NHL Expansion Is Not Here… Yet


Just because the NHL says it isn’t planning on expansion soon doesn’t mean it’s not a good time to talk about it.

Sports Illustrated is reporting that the NHL board of governors will discuss the possibility of expansion, but right now it’s only talk, according to NHL Commissioner Gary Bettman. Five investment bankers who actively advise some of the NHL’s owners believe it’s just a matter of time before someone will want to put a second NHL team in Toronto. No one is discussing why expanding into Toronto with a second team would make sense, but the aforementioned investment bankers believe the NHL could command an expansion fee of $1.2 billion, American.

“In an auction situation, I could see it getting to $1 billion or even $1.2 billion,” said Drew Dorweiler, a Montreal economist who has been hired by the owners of the Toronto Maple Leafs, Vancouver Canucks, Manchester United, and other sports teams to estimate their franchise values. “An NHL team in Toronto is a marquee property.”
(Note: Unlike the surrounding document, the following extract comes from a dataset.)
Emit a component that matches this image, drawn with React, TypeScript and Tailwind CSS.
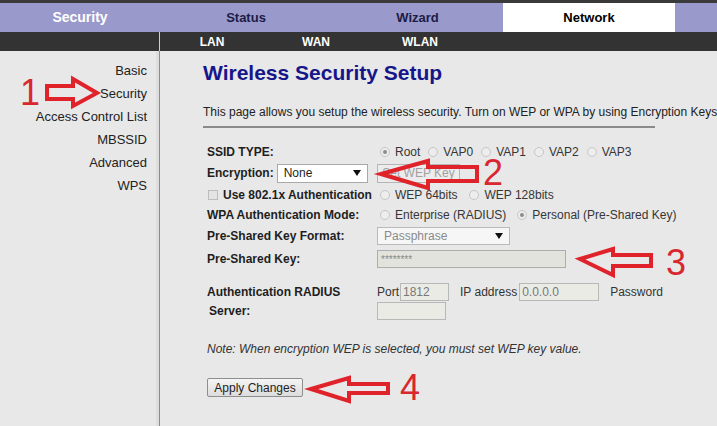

Again, that’s if the NHL decides to expand.

A November 2013 report from Forbes declared the Toronto Maple Leafs as the most valuable franchise in the league at $1.15 billion.

The $700 million paid by the Houston Texans to join the NFL currently stands as the largest expansion fee in the history of North American pro sports.

The Sporting News is reporting that at the NHL board of governors meeting, expansion and how to increase international revenue will be discussed, but nothing concrete is expected to come from this meeting.

It would have been folly to even consider expansion even ten years ago, much less a billion-dollar expansion fee. In 2004, a league-commissioned report by securities and exchange commission official Arthur Levitt claimed that 19 of the NHL’s 30 teams were losing money. Just 10 years later, the league has a strong labor agreement that includes revenue sharing, and very strong television contracts in the U.S. and Canada. Increasingly, extraordinary media rights are now dictating increased team value.

To put a possible $1.2 billion Toronto expansion fee into context, the NHL’s last two expansion teams Columbus and Minnesota joined the league in 1997, paying $80 million apiece (The Blue Jackets and Wild began play in 2000).

The bankers said they expect the NHL would probably announce at some point over the next year that officials are accepting bids for expansion franchises. Toronto and Quebec would be the most coveted markets, the bankers said.

TSN owner Bell Media is a part owner of the Leafs’ parent company, along with Rogers Communications and Larry Tanenbaum. Rogers Communications and Tanenbaum are also part of a group trying to buy the NFL’s Buffalo Bills.